Aneta Prokopová, Pavel Mokrejš, Robert Gál, Jana Pavlačková, Anna Hurajová

Characterization of Poultry Gelatins Prepared by a Biotechnological Method for Targeted Changes at the Molecular Level

  • Inorganic Chemistry
  • Organic Chemistry
  • Physical and Theoretical Chemistry
  • Computer Science Applications
  • Spectroscopy
  • Molecular Biology
  • General Medicine
  • Catalysis

Chicken collagen is a promising raw material source for the production gelatins and hydrolysates. These can be prepared biotechnologically using proteolytic enzymes. By choosing the appropriate process conditions, such changes can be achieved at the molecular level of collagen, making it possible to prepare gelatins with targeted properties for advanced cosmetic, pharmaceutical, medical, or food applications. The present research aims to investigate model samples of chicken gelatins, focusing on: (i) antioxidant activity using 2,2-diphenyl-1-picrylhydrazyl (DPPH) and 2,2-azinobis-3-etylbenzotiazolin-6-sulfonic acid (ABTS); (ii) the distribution of molecular weights via gel permeation chromatography with refractometric detection (GPC-RID); (iii) functional groups and the configuration of polypeptide chains related to molecular-level properties using Fourier transform infrared spectroscopy (FTIR); (iv) the microbiological populations on sabouraud dextrose agar (SDA), plate count agar (PCA), tryptic soy agar (TSA), and violet red bile lactose (VRBL) using the matrix-assisted laser desorption ionization (MALDI) method.
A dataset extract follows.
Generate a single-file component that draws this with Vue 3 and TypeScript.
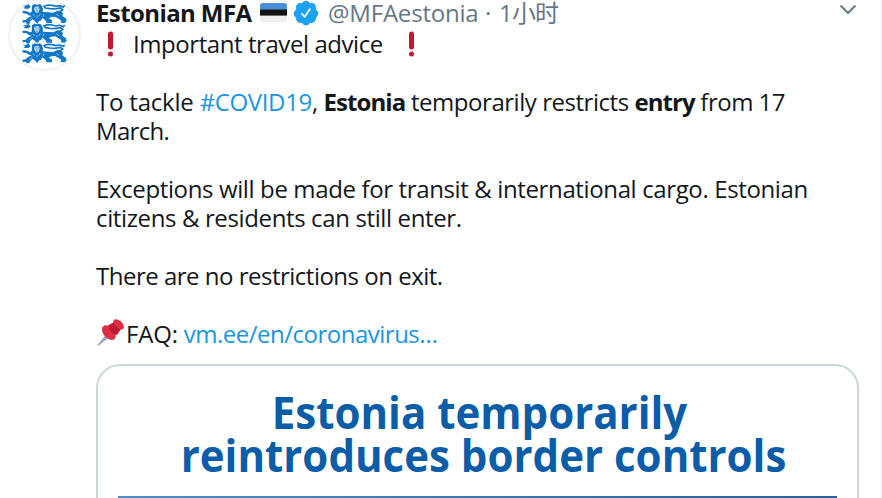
<template>
<div class="tweet">
    <div class="avatar">
        <svg class="lions" viewBox="0 0 135 180">
            <g v-for="n in 3" :key="n" :transform="`translate(0 ${(n - 1) * 59})`">
                <path class="lion" d="M30 5 L37 0 L46 2 L54 0 L60 6 L63 16 L62 24 L80 25 L94 26 L106 20 L117 21 L123 28 L121 36 L131 43 L134 51 L128 57 L116 56 L118 50 L110 44 L99 38 L88 39 L80 43 L90 48 L90 57 L74 57 L70 49 L61 42 L57 50 L52 50 L46 59 L38 51 L32 46 L25 52 L22 59 L14 60 L12 55 L3 56 L1 49 L11 48 L18 41 L29 36 L20 34 L14 29 L3 28 L1 21 L9 21 L17 23 L23 26 L29 24 Z" />
                <path class="lion" d="M2 3 L9 5 L20 1 L26 8 L20 14 L9 14 L4 11 L10 9 Z" />
                <path class="tail" d="M112 24 L122 17 L115 12 L99 15 L84 14 L70 12 L66 7 L77 3 L91 4 L101 7 L112 5 L124 9 L128 4" />
                <path class="face" d="M38 9 L44 7 L51 8 L53 16 L50 25 L44 28 L39 23 L36 15 Z" />
                <path class="detail" d="M40 13 h4 M47 13 h4 M45 15 v7 M41 24 h8" />
                <path class="cut" d="M33 31 l5 6 M55 29 l-5 8 M45 34 v8 M66 30 l-3 8 M31 41 l-9 7 M103 31 l8 5" />
            </g>
        </svg>
    </div>

    <div class="body">
        <div class="header">
            <span class="name">Estonian MFA</span>
            <svg class="flag" viewBox="0 0 27 19">
                <path fill="#4891d9" d="M3 0h21a3 3 0 0 1 3 3v4H0V3a3 3 0 0 1 3-3z" />
                <path fill="#141414" d="M0 6.5h27v6.3H0z" />
                <path fill="#eee" d="M0 12.8h27V16a3 3 0 0 1-3 3H3a3 3 0 0 1-3-3z" />
            </svg>
            <svg class="verified" viewBox="0 0 24 24">
                <path d="M22.5 12.5c0-1.58-.875-2.95-2.148-3.6.154-.435.238-.905.238-1.4 0-2.21-1.71-3.998-3.818-3.998-.47 0-.92.084-1.336.25C14.818 2.415 13.51 1.5 12 1.5s-2.816.917-3.437 2.25c-.415-.165-.866-.25-1.336-.25-2.11 0-3.818 1.79-3.818 4 0 .494.083.964.237 1.4-1.272.65-2.147 2.018-2.147 3.6 0 1.495.782 2.798 1.942 3.486-.02.17-.032.34-.032.514 0 2.21 1.708 4 3.818 4 .47 0 .92-.086 1.335-.25.62 1.334 1.926 2.25 3.437 2.25 1.512 0 2.818-.916 3.437-2.25.415.163.865.248 1.336.248 2.11 0 3.818-1.79 3.818-4 0-.174-.012-.344-.033-.513 1.158-.687 1.943-1.99 1.943-3.484zm-6.616-3.334l-4.334 6.5c-.145.217-.382.334-.625.334-.143 0-.288-.04-.416-.126l-.115-.094-2.415-2.415c-.293-.293-.293-.768 0-1.06s.768-.294 1.06 0l1.77 1.767 3.825-5.74c.23-.345.696-.436 1.04-.207.346.23.44.696.21 1.04z" />
            </svg>
            <span class="handle">@MFAestonia</span>
            <span class="dot">·</span>
            <span class="time">1小时</span>
            <svg class="caret" viewBox="0 0 18 11">
                <path d="M1.5 1.5 L9 9 L16.5 1.5" />
            </svg>
        </div>

        <div class="line advice">
            <svg class="mark" viewBox="0 0 7 26">
                <rect x="1" y="0.5" width="5" height="18" rx="2.5" />
                <circle cx="3.5" cy="23" r="2.5" />
            </svg>
            <span class="important">Important travel advice</span>
            <svg class="mark" viewBox="0 0 7 26">
                <rect x="1" y="0.5" width="5" height="18" rx="2.5" />
                <circle cx="3.5" cy="23" r="2.5" />
            </svg>
        </div>
        <div class="line gap">
            <span class="lead">To tackle </span><a class="tag">#COVID19</a><span>, </span><b>Estonia</b><span class="mid"> temporarily restricts </span><b>entry</b><span class="tight"> from 17</span>
        </div>
        <div class="line"><span class="march">March.</span></div>
        <div class="line gap"><span>Exceptions will be made for transit &amp; international cargo. Estonian</span></div>
        <div class="line"><span>citizens &amp; residents can still enter.</span></div>
        <div class="line gap"><span class="tight">There are no restrictions on exit.</span></div>
        <div class="line gap faq">
            <svg class="pin" viewBox="0 0 27 27">
                <path fill="#99aab5" d="M9 15.5 L12 18.5 L2 26.2 L0.4 27 L1 25.2 Z" />
                <path fill="#be1931" d="M11 6.5 L17 3 L24 10 L20 16 L13 15 Z" />
                <path fill="#dd2e44" d="M17 .8c1.7-1.5 4.8-.3 7 1.8s3.7 5 2.4 7c-1.7 2.2-5.3.8-7.7-1.5S15.2 2.8 17 .8z" />
                <path fill="#dd2e44" d="M6 7.5c2.3-2.3 6-1 9 2s4.9 7 3 10c-1.3 2.2-5.2 2-9-1.3S3.8 9.8 6 7.5z" />
                <path fill="#be1931" d="M12 7 L16 4.2 L22.5 10.7 L19 14.8 C16 15.5 11.5 11.5 12 7z" />
            </svg>
            <span class="question">FAQ: </span><a class="link">vm.ee/en/coronavirus…</a>
        </div>

        <div class="card">
            <div class="title first">Estonia temporarily</div>
            <div class="title second">reintroduces border controls</div>
            <div class="rule"></div>
        </div>
    </div>
</div>
</template>

<script setup lang="ts">
</script>

<style>
    body {
        margin: 0;
        overflow: hidden;
        background-color: #fff;
    }
</style>

<style scoped>
    .tweet {
        box-sizing: border-box;
        width: 882px;
        height: 498px;
        overflow: hidden;
        display: flex;
        border-right: 1px solid #e6ecf0;
        font-family: "Open Sans", "Noto Sans CJK SC", sans-serif;
        font-size: 24px;
        line-height: 29px;
        color: #14171a;
        white-space: pre;
    }
    .avatar {
        box-sizing: border-box;
        flex: none;
        width: 73px;
        height: 73px;
        margin: -2px 15px 0 8px;
        border: 2px solid #f1f1f1;
        border-radius: 50%;
    }
    .lions {
        display: block;
        width: 45px;
        height: 60px;
        margin: 4px 0 0 12px;
    }
    .lion {
        fill: #1177c6;
    }
    .tail {
        fill: none;
        stroke: #1177c6;
        stroke-width: 5;
    }
    .face {
        fill: #b5d5ee;
    }
    .detail {
        fill: none;
        stroke: #5b9fd4;
        stroke-width: 2;
    }
    .cut {
        fill: none;
        stroke: #9cc9ea;
        stroke-width: 2.5;
    }
    .body {
        width: 763px;
    }
    .header {
        display: flex;
        align-items: center;
        height: 29px;
        margin-top: -2px;
        color: #657786;
    }
    .name {
        width: 164px;
        font-weight: 700;
        letter-spacing: -0.6px;
        color: #14171a;
    }
    .flag {
        width: 27px;
        height: 19px;
    }
    .verified {
        width: 28px;
        height: 28px;
        margin: 0 8px 0 5px;
        fill: #1da1f2;
    }
    .handle {
        width: 157px;
        letter-spacing: -0.2px;
    }
    .dot {
        width: 14px;
    }
    .time {
        letter-spacing: -0.8px;
    }
    .caret {
        width: 18px;
        height: 11px;
        margin: -7px 2px 0 auto;
        fill: none;
        stroke: #657786;
        stroke-width: 2;
    }
    .line {
        height: 29px;
        letter-spacing: -0.37px;
    }
    .gap {
        margin-top: 29px;
    }
    .advice {
        display: flex;
        margin-top: 2px;
    }
    .mark {
        width: 7px;
        height: 26px;
        margin: 2px 0 0 11px;
        fill: #be1931;
    }
    .important {
        width: 264px;
        padding-left: 19px;
        letter-spacing: -0.43px;
    }
    .line b {
        letter-spacing: -0.95px;
    }
    .lead {
        letter-spacing: -0.2px;
    }
    .mid {
        letter-spacing: -0.46px;
    }
    .tight {
        letter-spacing: -0.5px;
    }
    .march {
        letter-spacing: -0.7px;
    }
    .question {
        letter-spacing: -0.2px;
    }
    .tag, .link {
        color: #1b95e0;
    }
    .link {
        letter-spacing: -0.5px;
    }
    .faq {
        display: flex;
    }
    .pin {
        width: 27px;
        height: 27px;
        margin: 0 2px 0 1px;
    }
    .card {
        box-sizing: border-box;
        width: 763px;
        height: 200px;
        margin-top: 16px;
        padding-top: 22px;
        border: 2px solid #ccd6dd;
        border-radius: 24px;
    }
    .title {
        height: 43px;
        font-size: 45px;
        font-weight: 700;
        line-height: 47px;
        text-align: center;
        color: #0b5da8;
    }
    .first {
        transform: translateX(2px) scaleX(0.934);
    }
    .second {
        transform: translateX(6px) scaleX(0.934);
    }
    .rule {
        height: 3px;
        margin: 22px 20px 0;
        background: linear-gradient(90deg, #4a90c8, #24629b);
    }
</style>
Antioxidant activity towards ABTS radicals was more than 80%; activity towards DPPH radicals was more than 69%. The molecular weights of all gelatin samples showed typical α-, β-, and γ-chains. FTIR analysis confirmed that chicken gelatins all contain typical vibrational regions for collagen cleavage products, Amides A and B, and Amides I, II, and III, at characteristic wavenumbers. A microbiological analysis of the prepared samples showed no undesirable bacteria that would limit advanced applications of the prepared products. Chicken gelatins represent a promising alternative to products made from standard collagen tissues of terrestrial animals.